12-15 riders come screaming past the feed station. I look across to the guys and declare that’s our ticket home. We sprint out of the stop and latch on to the back. 3 chaps out front are pushing 35km’s per hour and there are several riders behind them clinging on, as they eat up the miles. It’s a tough pace considering the distance already covered and the hard 125km’s we have just pushed through, but I figure we had earned our place in the group. Riders start dropping off the pace and flowing back, we drop the last group at the next feed station and there is only 7-8 of us now, we know we have lost our 4th man again, but decide to stick with the pace. We pull in at the next feed station 40km’s from Motala, we had made a promise to all finish together, so we waited.

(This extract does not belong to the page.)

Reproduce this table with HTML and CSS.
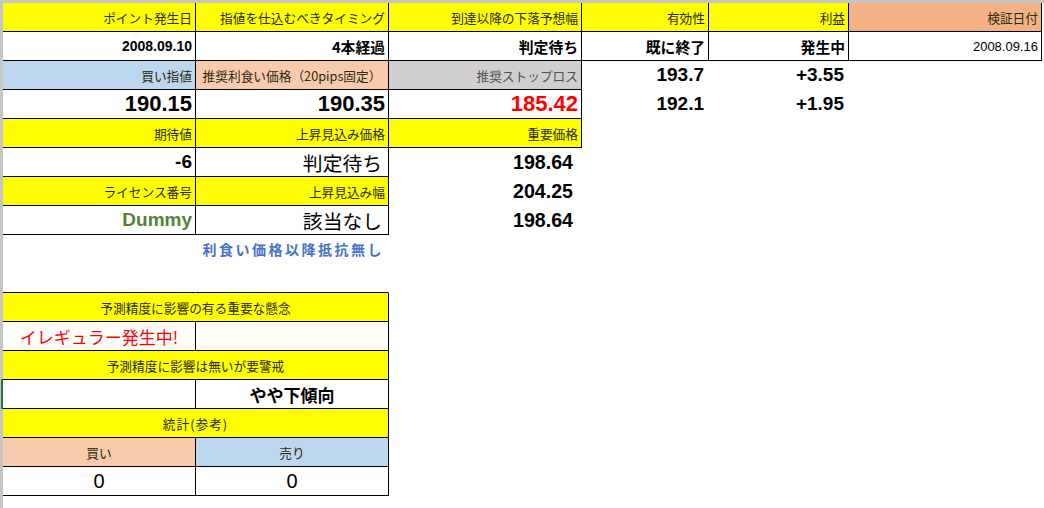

The last 40km’s and home. The last stretch has lots of ups and downs, you ride the highway into Motola for 25kms before pulling off the main road and up probably the shortest sharpest ascent of the entire ride in Medeve. My legs are numb at this point, just pushing on. I’m incredibly uncomfortable with a stiff neck from the tense early stages of the ride, I don’t want any kind of sugary substance to pass my lips, and pretty much all I want to do is brush my teeth. (9-10 GU’s through the night will do that to you). I am out of the saddle more than I’m in it (many years of BMX and mountain biking helps) but push on back down the highway into Motala and to the finish line.
The town is quiet as its around 10 am. The fence lined streets not as busy as it would likely be a little later in the day, still the 4 of us are together and we ride in congratulating each other, crossing the line in a very respectable 10 hours and 15 minutes.
Our total ride time was 9 hours and 22 minutes, resulting in an incredibly respectable 19.7 mph average overall.
Same again next year? Your damn right, but I doubt I’ll ever do it that fast again, and conditions where near perfect. Maybe there will be snow next time?
n.b. A massive thanks to Adrian Sarkies, James Causer, Ian Baker and Shane Betts for the company before during and after the ride. And to James, you where severely missed mate.